Once, perhaps. The great-grandfathers of plastic — Alexander Parkes, John Wesley Hyatt and Leo Baekeland — undertook thousands of dangerous experiments with combustible ingredients. This was breakthrough chemistry. They moved away from the confines of classic organic chemistry.
For the first time, limits weren’t set by using wood from trees or ore dug up from the ground, where the behaviour, amount and structure of the material was already dictated. Instead, chemists were able to alter the molecular chain of plastics, giving the material different properties. It could bend, stretch or become translucent or incredibly durable. It put the chemists in control.
This must have really had the wow factor at the time, but now? Is this the extent of our ambition? Why aren’t we focused on the material that will define us, in a new, post-plastics era?
This complacency is matched by a curious tolerance for really terrible design. We all have multiple examples. My biggest this year was a BA short-haul flight to Zurich (yes, I know, carbon emissions). The coffee was poured in a giant sippy cup, made from multiple polymers and using a “patent-pending” mesh spout. It was so counterintuitive and so filled with possibilities for causing injury that each passenger had to be shown how to use it by the aircrew. We landed before my instruction was complete. But my true nemesis is the shrink-wrapped coconut. Today, you’ll find a nextgeneration version in almost every supermarket in Britain. Not only are they shrink-wrapped, but they are fitted with a plastic ring pull.
There is plenty to worry about. In the UK, we’re world leaders in consumption of wet wipes (10.8 billion of these plastic-based products are used every year) and plastic-stemmed cotton buds (13.2 billion). This all adds up to a giant plastic footprint. That means we each use about 140 kilograms of plastic a year, three times as much as in the 1980s. Much of it can be seen as unnecessary; some will end up in the marine environment (about 50 items a year). Just a tiny proportion will be recycled.

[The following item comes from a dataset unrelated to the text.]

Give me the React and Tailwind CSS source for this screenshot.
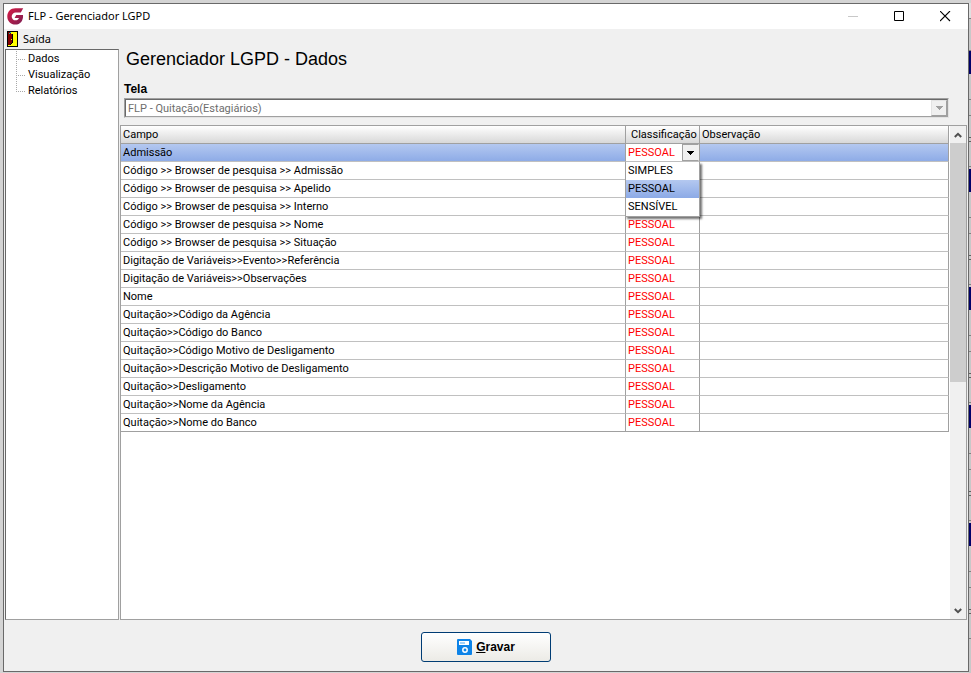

The injustice is not only to the planet. Ninety per cent of the cost of disposal of plastic is borne by consumers and just ten per cent by the manufacturers and retailers that force it on us in the first place. And let’s face it, overengineered coffee cups and coconuts are not where human ingenuity should be utilized. We can do better.
Time to act
We must do it quickly. Recently, I spoke to activist Emily Penn. Leading a voyage with an all-female crew, she was calling from the North Pacific gyre, one of the five gyres where ocean plastic collects. She might have been on a crackly satellite phone, but the downcast tone of her voice was unmistakable. “In ten years, I have never seen the plastic pollution this bad,” she told me.
We have to act now. “Plastic is a design failure,” says Cyrill Gutsch, founder of Parley for the Oceans, who created the Adidas shoe made of ocean plastic waste. To get stuck with plastic for any longer will be a failure of the imagination.